Giant tunability in electrical contacts and doping via inconsiderable normal electric field strength or gating for a high-performance in ultrathin field effect transistors based on 2D BX/graphene (X = P, As) van der Waals heterobilayer

Electrical contacts arising at the van der Waals interface between boron pnictide (h-BP, h-BAs) and graphene monolayers have been systematically investigated using density functional theory. The electronic band structure of the individual monolayers is well preserved in the heterostructures constituted from them, indicating a weak van der Waals (vdW) interaction between them.
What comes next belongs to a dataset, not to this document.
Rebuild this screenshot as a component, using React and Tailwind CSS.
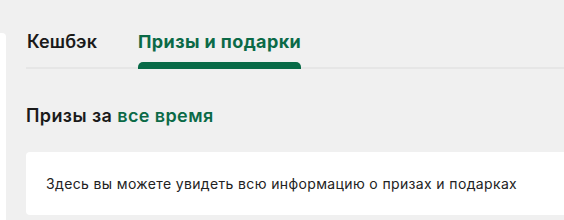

BP monolayer is found to form n-type Schottky contact with a Schottky barrier height (SBH) of 0.4 eV in BP/graphene van der Waals heterostructure (vdWH), whereas a small p-type SBH of 0.16 eV occurs at BAs/graphene vdWH. The SBHs obtained for BX/graphene are lower than that of other transition metal dichalcogenide based graphene vdWH and electrical properties are found to be sig-nificantly tunable/transformable via small applied electric field of +/- 0.15 V/angstrom. These insightful results will motivate experimentalists and technologists to design high performance graphene-based hybrid field-effect transistors (FET). Also, the vdWHs are found to show significant robustness, structural integrity and flexibility. The bending modulus of BP (As)/graphene is found to be lower than that in graphene/MoS2. The graphene/h-BN vdWH has been experimentally studied, while the thin films of h-BP have been recently synthesized; thereby substantiating the experimental feasibility in building up the heterostructures proposed in this work.